Tuesday, June 7, 2011

Storing Up Treasures Under the Earth

The University of Chicago has opened its new library, the Joe and Rika Mansueto Library (named for Morningstar CEO Joe Mansueto and his wife Rika, both UChicago graduates, who donated $25 million to the library expansion project). The Chicago Tribune says that "students seem to love" the new library's glass dome design "because it lets natural light pour inside, liberating them from the university’s dimly-lit reading rooms." The library probably looks best when it's sunny; it seems rather cold and sterile in the pics that Jerry Coyne took on a rainy day:


(Photos by Jerry Coyne of "Why Evolution Is True")


Anyway, the real marvel of the library is not its architecture but its system for storing and retrieving books. The university wanted to keep its media on-site but didn't like the idea of a huge new building that would have crowded existing structures, so books and periodicals are stored in a temperature-controlled underground vault that can hold as many as 3.5 million volumes. Inside the vault are thousands of bins that each hold roughly 100 books sorted by size rather than subject or author, in order to make the most efficient use of the space. When a library patron requests a book at the circulation desk, an automated retrieval system locates the bin containing the desired book, and delivers the whole bin to a human librarian† who retrieves the book and notifies the patron that it's ready to be picked up. The whole process is supposed to take less than 5 minutes.

The university produced a video demonstrating how the system works:


The Chicago Tribune's claims notwithstanding, this library wouldn't be my first choice for a satisfying reading experience, for the same reason that Amazon.com isn't my first choice for finding a good book when I don't have a specific work in mind. Sure, Amazon has good prices and a huge selection of books, but the "Look Inside!" feature (which is available for many, but not all, books) isn't nearly as interesting as scanning a physical shelf of books, comparing volume sizes and dust jacket designs, and flipping through pages to see if a sentence or paragraph jumps out at me.
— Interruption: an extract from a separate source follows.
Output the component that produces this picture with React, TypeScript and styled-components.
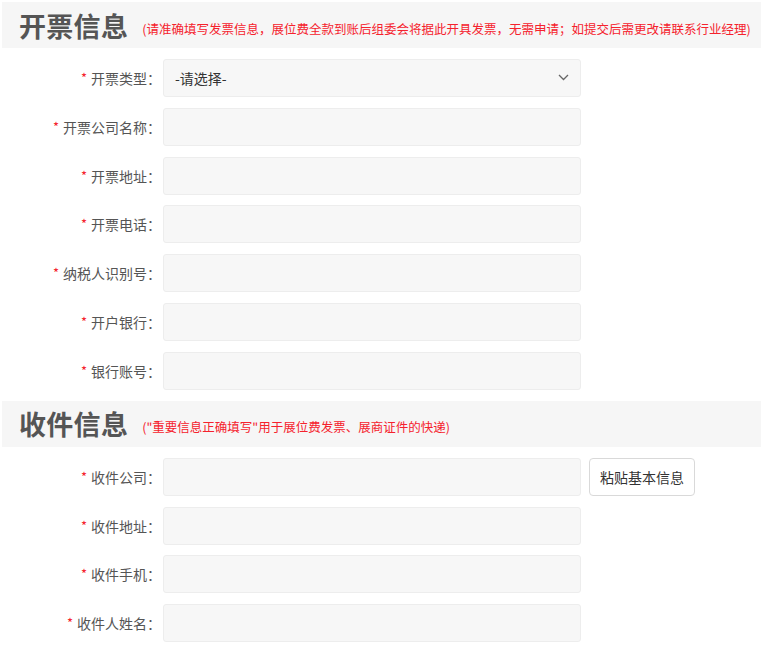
import React from "react";
import styled, { createGlobalStyle } from "styled-components";

const Global = createGlobalStyle`
  html, body { margin: 0; padding: 0; background: #fff; }
  body { font-family: "Noto Sans CJK SC", "Noto Sans", sans-serif; }
  * { box-sizing: border-box; }
`;

const Page = styled.div`
  padding: 2px 0 0 2px;
  width: 761px;
`;

const SectionHead = styled.div<{ $first?: boolean }>`
  display: flex;
  align-items: center;
  height: 46px;
  background: #f6f6f6;
  padding-left: 17px;
  margin-top: ${(p) => (p.$first ? "0" : "11px")};
`;

const Title = styled.h2`
  margin: 0;
  font-size: 27px;
  font-weight: 700;
  color: #555;
  line-height: 1;
  letter-spacing: 0.3px;
`;

const Note = styled.span`
  margin-left: 14px;
  margin-top: 6px;
  font-size: 12.5px;
  color: #f5222d;
  white-space: nowrap;
`;

const Form = styled.div`
  display: flex;
  flex-direction: column;
  gap: 10.8px;
  padding-top: 11px;
`;

const Row = styled.div`
  display: flex;
  align-items: center;
  height: 38px;
`;

const Label = styled.label`
  width: 161px;
  padding-right: 2px;
  text-align: right;
  font-size: 14px;
  color: #555;
  white-space: nowrap;
`;

const Star = styled.span`
  color: #f5222d;
  margin-right: 4px;
  font-size: 13px;
  position: relative;
  top: -1px;
`;

const Field = styled.div`
  position: relative;
  width: 418px;
  height: 38px;
  background: #f7f7f7;
  border: 1px solid #ededed;
  border-radius: 3px;
  display: flex;
  align-items: center;
  padding-left: 11px;
  font-size: 14px;
  color: #333;
`;

const Chevron = styled.svg`
  position: absolute;
  right: 11px;
  top: 50%;
  margin-top: -4px;
`;

const Button = styled.button`
  margin-left: 8px;
  height: 38px;
  padding: 0 10px;
  background: #fff;
  border: 1px solid #d9d9d9;
  border-radius: 4px;
  font-family: inherit;
  font-size: 14px;
  color: #333;
`;

type Item = { label: string; select?: boolean; button?: string };

const invoice: Item[] = [
  { label: "开票类型", select: true },
  { label: "开票公司名称" },
  { label: "开票地址" },
  { label: "开票电话" },
  { label: "纳税人识别号" },
  { label: "开户银行" },
  { label: "银行账号" },
];

const receive: Item[] = [
  { label: "收件公司", button: "粘贴基本信息" },
  { label: "收件地址" },
  { label: "收件手机" },
  { label: "收件人姓名" },
];

function Rows({ items }: { items: Item[] }) {
  return (
    <Form>
      {items.map((it) => (
        <Row key={it.label}>
          <Label>
            <Star>*</Star>
            {it.label}：
          </Label>
          <Field>
            {it.select && (
              <>
                -请选择-
                <Chevron width="11" height="7" viewBox="0 0 11 7">
                  <path d="M1 1l4.5 4.5L10 1" fill="none" stroke="#666" strokeWidth="1.3" />
                </Chevron>
              </>
            )}
          </Field>
          {it.button && <Button>{it.button}</Button>}
        </Row>
      ))}
    </Form>
  );
}

export default function App() {
  return (
    <Page>
      <Global />
      <SectionHead $first>
        <Title>开票信息</Title>
        <Note>(请准确填写发票信息，展位费全款到账后组委会将据此开具发票，无需申请；如提交后需更改请联系行业经理)</Note>
      </SectionHead>
      <Rows items={invoice} />
      <SectionHead>
        <Title>收件信息</Title>
        <Note>("重要信息正确填写"用于展位费发票、展商证件的快递)</Note>
      </SectionHead>
      <Rows items={receive} />
    </Page>
  );
}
Still, this new library is intended primarily for research, not casual reading, and I accept that the experience of reading has changed drastically over the centuries. Books have evolved from characters scratched on stone, to wax and clay tablets, to scrolls of papyrus and paper, to bound books, and now to ebooks. As much as I love the feel and smell of old books and the penciled notations of previous owners (or myself, in books I bought back in the days when I still underlined and annotated), a book's most precious quality is its ability to inform and transport us to places that we couldn't otherwise experience. So long as there are comfy chairs and mugs of tea at hand when I'm ready to be transported, I can deal with whatever container the ideas come in.

† When a job title such as "librarian" is prefaced with the word "human," I invariably think of Harlan Ellison's short story, "The Human Operators," which was also made into an episode of "The New Outer Limits." (The video is rated "TV-MA" and may not be appropriate for younger audiences.)